Un rôle critique de la perturbation de l’homéostasie calcique dans l’apoptose cellulaire a été proposé [ 8 ]. Les propriétés antitumorales de la simvastatine ont été associées à un dérèglement de l’homéostasie du calcium, dont le mécanisme reste inconnu. Nous avons montré que la signalisation par l’ion Ca 2+ est nécessaire pour ces propriétés antitumorales, et que les flux de Ca 2+ provenant des réserves intracellulaires sont impliqués au même titre que ceux provenant du milieu extracellulaire à travers les canaux calciques membranaires TRPC1 et TRPC3 contrôlés par le senseur calcique du réticulum endoplasmique STIM1 ( stromal interaction molecule 1 ) [ 7 ]. Cette augmentation de la concentration intracellulaire des ions Ca 2+ entraîne une accumulation de molécules impliquées dans la mort cellulaire, telles que BIM ( Bcl-2-like protein 11 ), et une surcharge mitochondriale en ions Ca 2+ induisant la diminution du potentiel membranaire de la mitochondrie (ΔΨ m ), la surproduction d’espèces réactives de l’oxygène (ROS), avec pour conséquence la libération de facteurs pro-apoptotiques, tels que le cytochrome c, qui active la caspase-3, ce qui conduit à l’apoptose cellulaire. L’analyse de la croissance tumorale dans un modèle de xénogreffe de tumeur chez la souris a confirmé le rôle central du Ca 2+ dans la capacité de la simvastatine à réduire le volume de la tumeur ( Figure 1 ) . Dans des expériences in vitro , l’augmentation de la concentration intracellulaire des ions Ca 2+ dans les cellules tumorales mammaires par l’ajout de simvastatine diminue leurs capacités invasives et tumorigènes, en accord avec l’impact thérapeutique favorable de cette molécule suggéré par les résultats des études précliniques. Ces résultats lèvent le voile sur le mécanisme moléculaire de l’activité de la simvastatine et fournissent un nouveau support expérimental pour de futurs essais cliniques utilisant ce médicament pour traiter le cancer du sein.

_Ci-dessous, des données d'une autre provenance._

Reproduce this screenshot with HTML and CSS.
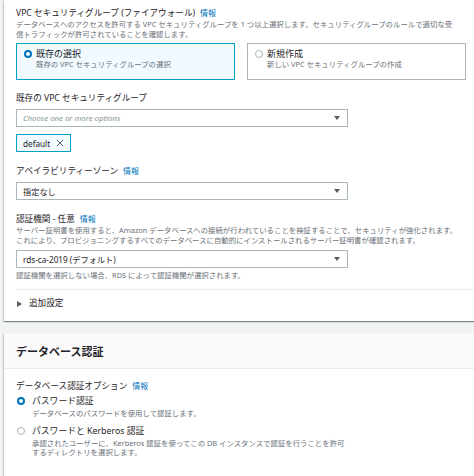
FILE: index.html
```html
<!DOCTYPE html>
<html lang="ja">
<head>
<meta charset="utf-8">
<link rel="stylesheet" href="styles.css">
</head>
<body>
<div class="page">
  <section class="card card-top">
    <div class="label">VPC セキュリティグループ (ファイアウォール)<span class="info">情報</span></div>
    <div class="desc">データベースへのアクセスを許可する VPC セキュリティグループを 1 つ以上選択します。セキュリティグループのルールで適切な受<br>信トラフィックが許可されていることを確認します。</div>
    <div class="tiles">
      <div class="tile selected">
        <span class="radio on"></span>
        <div class="tile-text">
          <div class="tile-title">既存の選択</div>
          <div class="tile-sub">既存の VPC セキュリティグループの選択</div>
        </div>
      </div>
      <div class="tile">
        <span class="radio"></span>
        <div class="tile-text">
          <div class="tile-title">新規作成</div>
          <div class="tile-sub">新しい VPC セキュリティグループの作成</div>
        </div>
      </div>
    </div>

    <div class="label field">既存の VPC セキュリティグループ</div>
    <div class="select"><span class="placeholder">Choose one or more options</span><span class="caret"></span></div>
    <div class="token"><span>default</span><svg class="x" viewBox="0 0 10 10" width="8" height="8"><path d="M1 1L9 9M9 1L1 9" stroke="#545b64" stroke-width="1.2" fill="none"/></svg></div>

    <div class="label field">アベイラビリティーゾーン<span class="info">情報</span></div>
    <div class="select"><span>指定なし</span><span class="caret"></span></div>

    <div class="label field">認証機関 - 任意<span class="info">情報</span></div>
    <div class="desc">サーバー証明書を使用すると、Amazon データベースへの接続が行われていることを検証することで、セキュリティが強化されます。<br>これにより、プロビジョニングするすべてのデータベースに自動的にインストールされるサーバー証明書が確認されます。</div>
    <div class="select sel-ca"><span>rds-ca-2019 (デフォルト)</span><span class="caret"></span></div>
    <div class="desc hint">認証機関を選択しない場合、RDS によって認証機関が選択されます。</div>

    <div class="divider"></div>
    <div class="expander"><span class="tri"></span><span>追加設定</span></div>
  </section>

  <section class="card card-auth">
    <div class="card-head">データベース認証</div>
    <div class="card-body">
      <div class="label">データベース認証オプション<span class="info">情報</span></div>
      <div class="option opt1">
        <span class="radio on"></span>
        <div>
          <div class="opt-title">パスワード認証</div>
          <div class="desc opt-desc">データベースのパスワードを使用して認証します。</div>
        </div>
      </div>
      <div class="option opt2">
        <span class="radio"></span>
        <div>
          <div class="opt-title">パスワードと Kerberos 認証</div>
          <div class="desc opt-desc">承認されたユーザーに、Kerberos 認証を使ってこの DB インスタンスで認証を行うことを許可<br>するディレクトリを選択します。</div>
        </div>
      </div>
    </div>
  </section>
</div>
</body>
</html>
```
FILE: styles.css
```css
html, body {
  margin: 0;
  padding: 0;
  background: #f2f3f3;
  overflow: hidden;
}
body {
  font-family: "Noto Sans", "Noto Sans CJK JP", sans-serif;
  color: #1f2328;
  width: 474px;
  height: 476px;
}
.page {
  padding-left: 4px;
  width: 490px;
}
.card {
  background: #fff;
  box-shadow: 0 1px 1px 0 rgba(0, 28, 36, 0.3), 1px 1px 1px 0 rgba(0, 28, 36, 0.15), -1px 1px 1px 0 rgba(0, 28, 36, 0.15);
}
.card-top {
  padding: 6px 18px 11px 12px;
}
.label {
  font-size: 8.6px;
  line-height: 13px;
  white-space: nowrap;
}
.info {
  color: #0073bb;
  margin-left: 5px;
  font-size: 8px;
}
.desc {
  font-size: 7.4px;
  line-height: 9.6px;
  color: #687078;
  white-space: nowrap;
}
.tiles {
  display: grid;
  grid-template-columns: 219px 219px;
  column-gap: 12px;
  margin-top: 4px;
}
.tile {
  display: flex;
  align-items: flex-start;
  height: 37px;
  box-sizing: border-box;
  border: 1px solid #aab7b8;
  padding: 4px 8px 0 7px;
}
.tile.selected {
  border-color: #00a1c9;
  background: #f1faff;
}
.radio {
  flex: none;
  width: 8px;
  height: 8px;
  box-sizing: border-box;
  border-radius: 50%;
  border: 1px solid #aab7b8;
  background: #fff;
  margin-top: 2px;
}
.radio.on {
  border: 2.4px solid #0073bb;
}
.tile-text {
  margin-left: 4px;
}
.tile-title {
  font-size: 9px;
  line-height: 12px;
}
.tile-sub {
  font-size: 7.4px;
  line-height: 9.6px;
  color: #687078;
  white-space: nowrap;
}
.field {
  margin-top: 12px;
}
.select {
  display: flex;
  align-items: center;
  justify-content: space-between;
  width: 332px;
  height: 18px;
  box-sizing: border-box;
  border: 1px solid #aab7b8;
  margin-top: 4px;
  padding: 0 7px 0 6px;
  font-size: 8.2px;
  background: #fff;
}
.sel-ca {
  margin-top: 4.5px;
}
.placeholder {
  color: #879596;
  font-style: italic;
  font-size: 7.8px;
}
.caret {
  width: 0;
  height: 0;
  border-left: 3px solid transparent;
  border-right: 3px solid transparent;
  border-top: 4px solid #545b64;
}
.token {
  display: inline-flex;
  align-items: center;
  gap: 6px;
  height: 18px;
  box-sizing: border-box;
  margin-top: 7px;
  padding: 0 6px 0 6px;
  border: 1px solid #00a1c9;
  background: #f1faff;
  font-size: 8.2px;
}
.token .x {
  display: block;
}
.hint {
  margin-top: 3px;
}
.divider {
  height: 1px;
  background: #eaeded;
  margin-top: 8.5px;
}
.expander {
  display: flex;
  align-items: center;
  margin-top: 7.5px;
  font-size: 8.6px;
  line-height: 13px;
}
.tri {
  width: 0;
  height: 0;
  border-top: 3px solid transparent;
  border-bottom: 3px solid transparent;
  border-left: 5px solid #545b64;
  margin: 0 7px 0 1px;
}
.card-auth {
  margin-top: 12px;
  height: 146px;
}
.card-head {
  height: 36px;
  box-sizing: border-box;
  border-bottom: 1px solid #eaeded;
  background: #fafafa;
  padding-left: 12px;
  display: flex;
  align-items: center;
  font-size: 11px;
  font-weight: bold;
}
.card-body {
  padding: 9.5px 12px 0 12px;
}
.option {
  display: flex;
  align-items: flex-start;
}
.option .radio {
  margin: 2.5px 7.5px 0 0.5px;
}
.opt1 {
  margin-top: 2px;
}
.opt2 {
  margin-top: 6px;
}
.opt-title {
  font-size: 8.8px;
  line-height: 13px;
  white-space: nowrap;
}
.opt-desc {
  margin-top: 1px;
}
```
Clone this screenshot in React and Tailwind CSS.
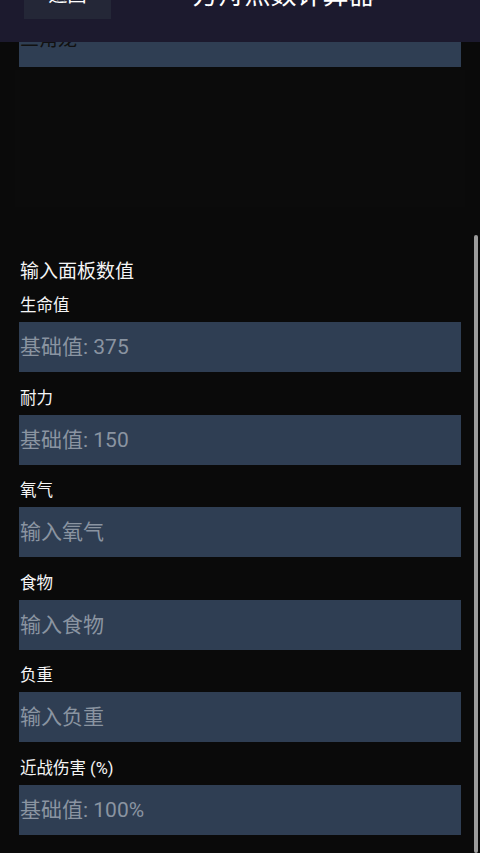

Par ailleurs, notre étude [ 7 ] a permis de montrer que les effets pro-apoptotiques de la simvastatine et de la doxorubicine impliquent, dans les deux cas, une augmentation de la concentration intracellulaire des ions Ca 2+ . Nous avons analysé l’impact de l’association simvastatine plus doxorubicine sur les cellules cancéreuses mammaires. Nous avons d’abord constaté que la cytotoxicité de la simvastatine était bien supérieure à celle de la doxorubicine, avec une différence d’un facteur 30 dans les valeurs de la concentration inhibitrice médiane après 48 heures de traitement. En outre, la combinaison de la simvastatine et de la doxorubicine à faibles doses augmentait l’apoptose des cellules cancéreuses TN de façon synergique et pas seulement additive (l’indice de combinaison entre les deux médicaments était nettement inférieur à 1 1, ) [ 7 ]. Ces résultats indiquent que la combinaison de simvastatine et de doxorubicine pourrait être efficace pour traiter le cancer du sein, notamment son sous-type triple-négatif.